Prise de poids et nouveaux antirétroviraux : les inhibiteurs d’intégrase
Avec le développement des nouvelles molécules, une prise de poids est souvent observée rapidement après la prise d’ARV en parallèle de la reconstitution immunologique (Koethe et al. 2016). C’est le phénomène de « retour à la santé » (return to health). Cependant, les individus infectés par le VIH prennent plus de poids que les individus de la population générale (Erlandson et al. 2016), avec une accumulation homogène du TA dans le corps aussi bien au niveau des membres qu’au niveau tronculaire (Debroy et al. 2019, Venter et al. 2019).

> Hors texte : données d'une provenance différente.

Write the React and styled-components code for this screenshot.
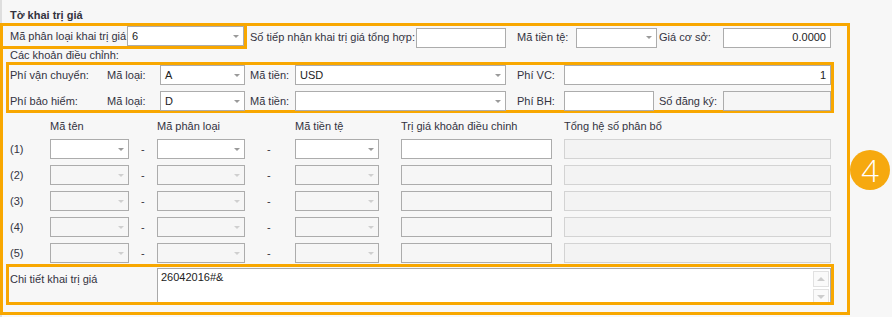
import React from "react";
import styled, { createGlobalStyle } from "styled-components";

const ORANGE = "#f8a700";

const GlobalStyle = createGlobalStyle`
  body {
    margin: 0;
    background: #f7f7f7;
    font-family: "Liberation Sans", "Noto Sans", sans-serif;
    font-size: 11px;
    color: #33333f;
  }
`;

const Page = styled.div`
  width: 892px;
  height: 317px;
  overflow: hidden;
  box-shadow: inset 2px 0 0 #dedede;
`;

const Title = styled.div`
  height: 23px;
  padding-left: 10px;
  box-sizing: border-box;
  display: flex;
  align-items: flex-end;
  padding-bottom: 1px;
  font-weight: bold;
  line-height: 13px;
`;

const Body = styled.div`
  display: flex;
  align-items: flex-start;
`;

const Panel = styled.div`
  width: 850px;
  height: 292px;
  box-sizing: border-box;
  border: 3px solid ${ORANGE};
  display: flex;
  flex-direction: column;
`;

const TopRow = styled.div`
  height: 23px;
  display: flex;
  align-items: center;
`;

const TypeBox = styled.div`
  width: 244px;
  align-self: stretch;
  box-sizing: border-box;
  border-right: 3px solid ${ORANGE};
  border-bottom: 3px solid ${ORANGE};
  padding-left: 7px;
  display: flex;
  align-items: center;
`;

const Label = styled.div`
  width: ${(p) => p.$w}px;
  padding-left: ${(p) => p.$pl || 0}px;
  box-sizing: border-box;
  flex: none;
  white-space: nowrap;
  line-height: 13px;
`;

const Field = styled.div`
  width: ${(p) => (p.$w ? `${p.$w}px` : "auto")};
  flex: ${(p) => (p.$w ? "none" : "1")};
  height: 20px;
  box-sizing: border-box;
  border: 1px solid ${(p) => (p.$soft ? "#d3d3d3" : "#acacac")};
  background: ${(p) => (p.$off ? (p.$soft ? "#f3f3f3" : "#f6f6f6") : "#fff")};
  display: flex;
  align-items: center;
  justify-content: ${(p) => (p.$right ? "flex-end" : "flex-start")};
  padding: 0 4px 0 4px;
  line-height: 13px;
  color: #222;
`;

const Value = styled.span`
  flex: 1;
`;

const Arrow = styled.span`
  width: 0;
  height: 0;
  border-left: 3px solid transparent;
  border-right: 3px solid transparent;
  border-top: 3px solid ${(p) => (p.$off ? "#cfcfcf" : "#9a9a9a")};
`;

const SubTitle = styled.div`
  height: 13px;
  line-height: 13px;
  padding-left: 7px;
`;

const FeeBox = styled.div`
  margin-left: 3px;
  width: 828px;
  height: 51px;
  box-sizing: border-box;
  border: 3px solid ${ORANGE};
  display: flex;
  flex-direction: column;
  gap: 6px;
`;

const FeeRow = styled.div`
  height: 20px;
  display: flex;
  align-items: center;
`;

const Grid = styled.div`
  padding-left: 7px;
  display: grid;
  grid-template-columns: 40px 79px 28px 88px 50px 84px 22px 151px 12px 267px;
  grid-template-rows: repeat(6, 20px);
  row-gap: 6px;
  align-items: center;
`;

const Head = styled.div`
  grid-column: ${(p) => p.$col};
  align-self: end;
  line-height: 13px;
  white-space: nowrap;
`;

const Cell = styled.div`
  grid-column: ${(p) => p.$col};
  line-height: 13px;
  padding-left: ${(p) => p.$pl || 0}px;
`;

const DetailBox = styled.div`
  margin-top: 1px;
  margin-left: 3px;
  width: 828px;
  height: 41px;
  box-sizing: border-box;
  border: 3px solid ${ORANGE};
  overflow: hidden;
  display: flex;
`;

const DetailLabel = styled.div`
  width: 148px;
  padding: 6px 0 0 1px;
  box-sizing: border-box;
  line-height: 13px;
`;

const Memo = styled.div`
  flex: 1;
  margin-top: 1px;
  height: 44px;
  box-sizing: border-box;
  border: 1px solid #a9a9a9;
  background: #fff;
  display: flex;
`;

const MemoText = styled.div`
  flex: 1;
  padding: 2px 3px;
  line-height: 13px;
  color: #222;
`;

const ScrollCol = styled.div`
  width: 16px;
  margin-right: 1px;
  padding-top: 2px;
  display: flex;
  flex-direction: column;
  gap: 2px;
`;

const ScrollBtn = styled.div`
  height: 16px;
  box-sizing: border-box;
  border: 1px solid #e1e1e1;
  background: #fafafa;
  display: flex;
  align-items: center;
  justify-content: center;
`;

const ScrollArrow = styled.span`
  width: 0;
  height: 0;
  border-left: 4px solid transparent;
  border-right: 4px solid transparent;
  ${(p) =>
    p.$up
      ? "border-bottom: 4px solid #cdcdcd;"
      : "border-top: 4px solid #cdcdcd;"}
`;

const Badge = styled.div`
  margin-top: 127px;
  width: 40px;
  height: 40px;
  border-radius: 50%;
  background: #f6a90f;
  color: #fff;
  font-family: "Open Sans", "Noto Sans", sans-serif;
  font-size: 31px;
  font-weight: 300;
  display: flex;
  align-items: center;
  justify-content: center;
  line-height: 1;
`;

const Combo = ({ w, value, off }) => (
  <Field $w={w} $off={off}>
    <Value>{value}</Value>
    <Arrow $off={off} />
  </Field>
);

const rows = [1, 2, 3, 4, 5];

export default function App() {
  return (
    <Page>
      <GlobalStyle />
      <Title>Tờ khai trị giá</Title>
      <Body>
        <Panel>
          <TopRow>
            <TypeBox>
              <Label $w={117}>Mã phân loại khai trị giá:</Label>
              <Combo w={117} value="6" />
            </TypeBox>
            <Label $w={169} $pl={3}>Số tiếp nhận khai trị giá tổng hợp:</Label>
            <Field $w={90} />
            <Label $w={70} $pl={11}>Mã tiền tệ:</Label>
            <Combo w={81} />
            <Label $w={66} $pl={2}>Giá cơ sở:</Label>
            <Field $w={108} $right>0.0000</Field>
          </TopRow>
          <SubTitle>Các khoản điều chỉnh:</SubTitle>
          <FeeBox>
            <FeeRow>
              <Label $w={98} $pl={1}>Phí vận chuyển:</Label>
              <Label $w={53}>Mã loại:</Label>
              <Combo w={85} value="A" />
              <Label $w={50} $pl={5}>Mã tiền:</Label>
              <Combo w={211} value="USD" />
              <Label $w={58} $pl={11}>Phí VC:</Label>
              <Field $right>1</Field>
            </FeeRow>
            <FeeRow>
              <Label $w={98} $pl={1}>Phí bảo hiểm:</Label>
              <Label $w={53}>Mã loại:</Label>
              <Combo w={85} value="D" />
              <Label $w={50} $pl={5}>Mã tiền:</Label>
              <Combo w={211} />
              <Label $w={58} $pl={11}>Phí BH:</Label>
              <Field $w={90} />
              <Label $w={69} $pl={5}>Số đăng ký:</Label>
              <Field $off />
            </FeeRow>
          </FeeBox>
          <Grid>
            <Head $col={2}>Mã tên</Head>
            <Head $col={4}>Mã phân loại</Head>
            <Head $col={6}>Mã tiền tệ</Head>
            <Head $col={8}>Trị giá khoản điều chinh</Head>
            <Head $col={10}>Tổng hệ số phân bổ</Head>
            {rows.map((n) => {
              const off = n > 1;
              return (
                <React.Fragment key={n}>
                  <Cell $col={1}>({n})</Cell>
                  <Cell $col={2}>
                    <Combo w={79} off={off} />
                  </Cell>
                  <Cell $col={3} $pl={12}>-</Cell>
                  <Cell $col={4}>
                    <Combo w={88} off={off} />
                  </Cell>
                  <Cell $col={5} $pl={22}>-</Cell>
                  <Cell $col={6}>
                    <Combo w={84} off={off} />
                  </Cell>
                  <Cell $col={8}>
                    <Field $w={151} $off={off} />
                  </Cell>
                  <Cell $col={10}>
                    <Field $w={267} $off $soft />
                  </Cell>
                </React.Fragment>
              );
            })}
          </Grid>
          <DetailBox>
            <DetailLabel>Chi tiết khai trị giá</DetailLabel>
            <Memo>
              <MemoText>26042016#&amp;</MemoText>
              <ScrollCol>
                <ScrollBtn>
                  <ScrollArrow $up />
                </ScrollBtn>
                <ScrollBtn>
                  <ScrollArrow />
                </ScrollBtn>
              </ScrollCol>
            </Memo>
          </DetailBox>
        </Panel>
        <Badge>4</Badge>
      </Body>
    </Page>
  );
}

Des études récentes suggèrent un rôle plus important des INI par rapport aux PI ou aux NNRTI dans la prise de poids (Bhagwat et al. 2017, Bakal et al. 2018, Bourgi et al. 2019) que ce soit chez les patients infectés naïfs de traitement qui débutent une thérapie en combinaison avec un INI (Reynes et al. 2013, Young et al. 2015, McComsey et al. 2016, Menard et al. 2017, Group 2019, Venter et al. 2019, Calmy et al. 2020, Venter et al. 2020) ou chez des patients contrôlés qui changent de classe d’ARV pour un INI (Domingo et al. 2014, Norwood et al. 2017, Waters et al. 2018, Debroy et al. 2019, Gatell et al. 2019, Katlama et al. 2019, Koethe et al. 2020, Lake et al. 2020). La majorité des études cliniques sur la prise de poids sous INI montre un effet plus important du DTG par rapport au RAL et à l’EVG (Norwood et al. 2017, Bourgi et al. 2019, Sax et al. 2019, Bourgi et al. 2020). Le BIC semble avoir des effets similaires sur la prise de poids que le DTG chez les patients naïfs (Sax et al. 2019, Wohl et al. 2019). Il faut cependant rester prudent avec ces études cliniques car de multiples autres facteurs peuvent influencer la prise de poids comme le microbiote, les effets secondaires digestifs liés aux ARV, les modifications de l’humeur et autres troubles psychologiques dont souffrent d’avantage les personnes infectées par le VIH, la mauvaise qualité du sommeil ou encore l’arrêt du tabac, autant de facteurs qui ne sont pas toujours pris en compte dans ces études. L’un des principaux facteurs de risque de la prise de poids sous INI est le genre féminin. De plus, chez les patients naïfs de traitements, une origine afro-américaine, une charge virale élevée, un taux de CD4+ bas, un IMC bas et une prise de TAF sont des facteurs aggravants (Bakal et al. 2018, Bhagwat et al. 2018, Debroy et al. 2019, Hill et al. 2019). Chez les patients sous switch avec un INI, les facteurs aggravants sont l’âge et un IMC élevé (Lake 2019, Lake et al. 2020).